Let this sink in.
Before Ghalta got printed, Combustible Gearhulk usually hits betwee 0 to 18 because it normally goes to a deck that’s filled with 6-drops. Saffron Olive made a deck that he called “6-drop Tribal” where everything in the deck costs 6 to maximize Combustible’s damage output.
There’s currently an RG Monster list here, here, and here that hosts Ixalan’s most efficient, highest hitting Dinosaurs like Regisaur Alpha, Ripjaw Raptor and Carnage Tyrant, or salvage the remains of RG energy like Longtusk Cub, Voltaic Brawler and Bristling Hydra. Like any other tested decks in the meta, I like prying it open and tweak it to my taste.
Since most decks that use Ghalta attempt to cheat it into play for less mana, it doesn’t actually change the spell’s converted mana cost. It would still cost 12 which means together with Sunbird’s Invocation, it will dig 12 cards deep into your deck and you can practically cast ANY CARD in your deck.
The caveat of the deck is that you need to untap with 6 mana to witness the magic happen and not be dead or dying against Ramunap Red, Vehicles, Merfolk and the likes.
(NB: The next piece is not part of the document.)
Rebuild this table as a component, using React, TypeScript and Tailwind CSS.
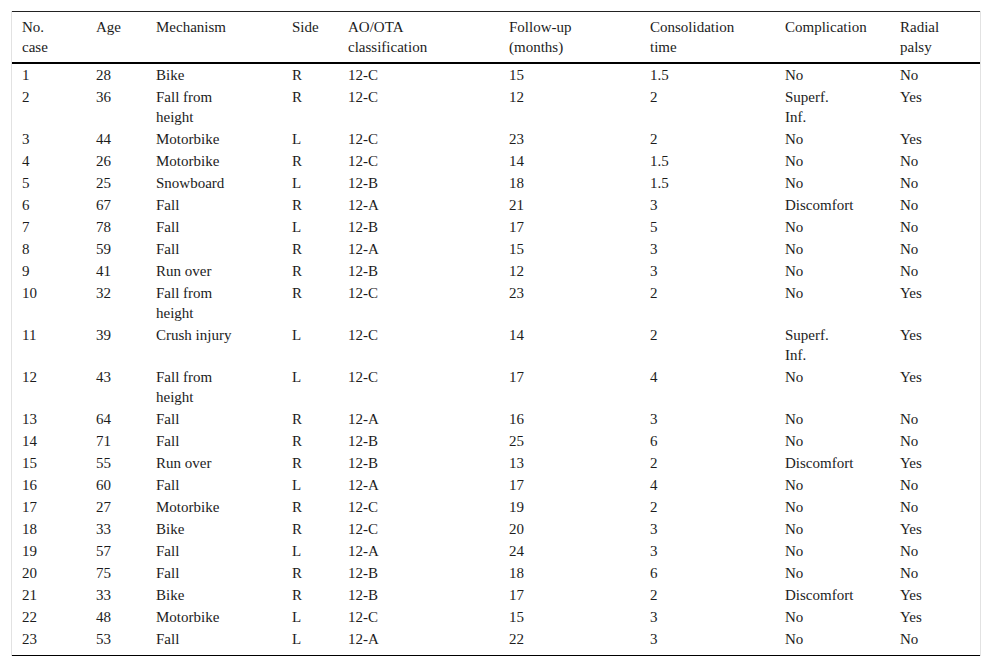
const COLS = "grid grid-cols-[74px_60px_136px_56px_161px_141px_135px_115px_91px]"

const HEAD = [
	"No.\ncase",
	"Age",
	"Mechanism",
	"Side",
	"AO/OTA\nclassification",
	"Follow-up\n(months)",
	"Consolidation\ntime",
	"Complication",
	"Radial\npalsy",
]

const ROWS: string[][] = [
	["1", "28", "Bike", "R", "12-C", "15", "1.5", "No", "No"],
	["2", "36", "Fall from\nheight", "R", "12-C", "12", "2", "Superf.\nInf.", "Yes"],
	["3", "44", "Motorbike", "L", "12-C", "23", "2", "No", "Yes"],
	["4", "26", "Motorbike", "R", "12-C", "14", "1.5", "No", "No"],
	["5", "25", "Snowboard", "L", "12-B", "18", "1.5", "No", "No"],
	["6", "67", "Fall", "R", "12-A", "21", "3", "Discomfort", "No"],
	["7", "78", "Fall", "L", "12-B", "17", "5", "No", "No"],
	["8", "59", "Fall", "R", "12-A", "15", "3", "No", "No"],
	["9", "41", "Run over", "R", "12-B", "12", "3", "No", "No"],
	["10", "32", "Fall from\nheight", "R", "12-C", "23", "2", "No", "Yes"],
	["11", "39", "Crush injury", "L", "12-C", "14", "2", "Superf.\nInf.", "Yes"],
	["12", "43", "Fall from\nheight", "L", "12-C", "17", "4", "No", "Yes"],
	["13", "64", "Fall", "R", "12-A", "16", "3", "No", "No"],
	["14", "71", "Fall", "R", "12-B", "25", "6", "No", "No"],
	["15", "55", "Run over", "R", "12-B", "13", "2", "Discomfort", "Yes"],
	["16", "60", "Fall", "L", "12-A", "17", "4", "No", "No"],
	["17", "27", "Motorbike", "R", "12-C", "19", "2", "No", "No"],
	["18", "33", "Bike", "R", "12-C", "20", "3", "No", "Yes"],
	["19", "57", "Fall", "L", "12-A", "24", "3", "No", "No"],
	["20", "75", "Fall", "R", "12-B", "18", "6", "No", "No"],
	["21", "33", "Bike", "R", "12-B", "17", "2", "Discomfort", "Yes"],
	["22", "48", "Motorbike", "L", "12-C", "15", "3", "No", "Yes"],
	["23", "53", "Fall", "L", "12-A", "22", "3", "No", "No"],
]

export default function App() {
	return (
		<main className="min-h-screen bg-white pt-[11px] pl-[11px] font-['Liberation_Serif'] text-[15px] leading-[20px] text-[#1c1c1c]">
			<div className="w-[970px] border-x border-[#e2e2e2]">
				{/* Header */}
				<div className={`${COLS} border-t border-[#222] border-b-2 border-b-black pt-[5px] pb-[5px]`}>
					{HEAD.map((h, i) => (
						<div key={i} className="pl-[10px] whitespace-pre-line font-['Liberation_Serif']">{h}</div>
					))}
				</div>

				{/* Body */}
				<div className="pb-[5px] border-b border-black">
					{ROWS.map((r, ri) => (
						<div key={ri} className={`${COLS} py-px`}>
							{r.map((c, ci) => (
								<div key={ci} className="pl-[10px] whitespace-pre-line font-['Liberation_Serif']">{c}</div>
							))}
						</div>
					))}
				</div>
			</div>
		</main>
	)
}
Early removal is elementary for decks that attempt to go big mid-through-late game. Magma Spray looks better today that Shock with so many Khenras, Cats, Pouncers, Scrapheap, Dread Wanderers lurking around in the new standard. Abrade is multipurpose to combat vehicles and GPG decks.
We need sweepers as well for token decks which is also becoming more popular. Sweltering for the early reset and Hour of Devastation as our panic button. It’s also a good way to get rid of Planeswalkers if needed since we clearly don’t have a clean way of taking walkers down.
We will play Chandra in the main primarily to work as a ramp spell but she does give us great mileage against control and midrange decks. She will also help us by taking a few hits saving us some life while we get to our late game.
I had a deck that played Sunbird’s Invocation and the sheer power of casting a Glorybringer that cascades into another free Glorybringer is game over for the opponent. Now that we have Regisaur Alpha thrown into the mix we now have 4 more copies of 5-mana haste creatures. Cascading two Regisaur Alpha is 14 damage which can be deadly if the opponent has no way to deal with your creatures at instant speed.
Another good thing about playing huge creatures is that it helps us avoid getting Ghalta stuck in our hands. Though the dream is to reveal Ghalta with Combustible Gearhulk, it’s never good practice to build the deck solely focused on a 2-card combo on turn 6.
So here’s how my version of “RG monster”, TFA Style!
4 Regisaur Alpha
4 Combustible Gearhulk
3 Ghalta, Primal Hunger
3 Sunbird’s Invocation
3 Chandra, Torch of Defiance
4 Magma Spray
3 Sweltering Suns
3 Hour of Devastation
4 Rootbound Crag
4 Sheltered Thicket
2 Scavenger Ground
2 Lifecrafter’s Bestiary
4 Deathgorge Scavenger
3 Carnage Tyrant
3 Heroic Intervention
The sideboard is very straightforward and it is mostly focus to combat control decks.
Lifecrafter’s Bestiary helps us win in card advantage against UB and UW decks. It also helps us get our lands on time.
Carnage Tyrant is slowly picking up in dollar value because it’s a very strong sideboard card against UW and UB decks. Casting it before turn 6 against a UB deck is a free win if the opponent doesn’t pack a Bontu’s Last Reckoning.
Speaking of sweepers, we will play some copies of Heroic Intervention because Fumigate is still a thing.
Deathgorge Scavenger is both our life gain resource in case the race is tight or a way to beat the Scarab God, Procession decks and Ramunap.
In case we need to get lower to the ground against faster match-ups, Ripjaw Raptor comes in to help us block early and give us some card advantage. I would side him in if Hour of Devastation is not effective.
That’s it for now – I hope you get free kills by exploding Ghalta at your opponents’ faces!